“Why aren’t there more people here?” I posed rhetorically to the handful of other tasters at the recent presentation of Yves Cuilleron’s latest releases at Prince Wine Store’s Sydney shop. Once again “The Prince” had put on a great show and it seemed to me that anyone from the Sydney area interested in fine wine should have been there to take advantage of the free tasting.
Their tastings run between 12 noon and 3pm each Saturday. There will be a theme – a particular wine maker, a wine making area or some particular vintage – and it’s a fantastic opportunity to extend your wine knowledge and try a wine before you buy. Especially if you intend to spend a significant amount of money: the try before you buy adage is hard to beat.
And do buy something occasionally. Dedicated, independent wine merchants, like Prince Wine Store, are rare and deserve our support or we’ll simply be left with the enormous conglomerates. The chains have their place but for if are looking for anything unusual, interesting, different or some knowledgeable advice, developing a good relationship with a caring wine merchant is worth the time and effort.
Yves Cuilleron is one of the leading producers in the Northern Rhone and has played a driving role in the development of the Condrieu Appellation. Yves commenced buying vineyards when Condrieu was stagnating and in danger of becoming irrelevant and helped re-establish Condrieu’s place in the wine world. Although Yves is most famed for his Rhone whites, especially his Condrieu, he also has some enticing and improving reds.
The Cuilleron St Peray Les Poitiers 2013.

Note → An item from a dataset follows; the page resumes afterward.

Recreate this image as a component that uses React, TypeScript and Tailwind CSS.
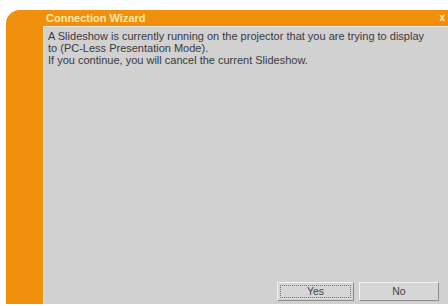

This is a blend of 50% Marsanne and 50% Roussane.. What an impressive start to the tasting. This is a lovely refreshing wine from the Southern Rhone, bright yellow, aromatic and appealing. Slightly minerally but subtle fruit flavours.
A fabulous summer aperitif. This wine in excellent value around the $40 – $50 mark.
Cuilleron Condrieu Petit Cote 2013.
Here we have a fantastic wine. 100% Viognier of course, it undergoes both alcoholic and malo-lactic fermentation in barriques using native yeasts.
It is less forward than the previous wine but a short consideration reveals it to be fabulously elegant with beautiful acid and a strong finish. Its underlying power is clearly evident. This wine has many years in front of it and shows how exquisite the viognier grape can be when grown in the proper surroundings and in the hands of a master wine maker.
Not cheap at close to $100 but this is a world class wine.
Both these two wonderful wines are great in their own way, but were sadly followed by a couple of disappointing wines that really left you wondering “Why?”.
A rose was more crimson than a classic Provence pink. A bit too much candy/raspberry cordial on the palate and a slightly bitter finish. And then a gamay, which I felt was slightly oxidised. Regardless it was rather unappealing, nothing like a Beaujolais, the ultimate expression of the gamay grape.
The French worked out over many centuries where to grow a particular grape. So my advice, leave the rose to Provence and the gamay in Beaujolais and stick to your Rhone specials where you are a master.
This was certainly reinforced when we went onto his Rhone reds which were great expressions of terroir.
Cuilleron Crozes-Hermitage “Laya” 2012 has a typical spicy “Crozes” nose and moderate alcohol (13%). The spiciness is tempered by wonderful and some fine tannins and results in a drink that while satisfying now, will improve over the next few years to become smooth and delicious.
Cuilleron Cornas Les Villages 2012 was outstanding, my favourite wine of the day. One sniff lets you know this is a serious wine: rich and powerful it almost bowls you off your feet. The aroma is followed by lusciousness on the palate with a lingering finish that demands your attention. And all with a modest 12.5% alcohol! $80 – $90 but you’ll be stretched to find better value from this esteemed appellation.
And finally one of his Cote Roties: Cullerion Cote Rotie Mandinere 2012. Cote Rotie is the most celebrated part of the Rhone and the wines the most expensive.This was a lovely wine though not great, certainly not a blockbuster and at a bit over $100 overshadowed by the Cornas and some other makers’ “Cotes” I have tasted recently. Again 12.5% alcohol.
It is worth noting the slightly lower alcohol levels in these red wines. Refreshing in these days when the levels inch ever higher. Instructively, none of these wines lacked depth . . . or interest. They all had great flavour developed from great fruit by a caring wine maker.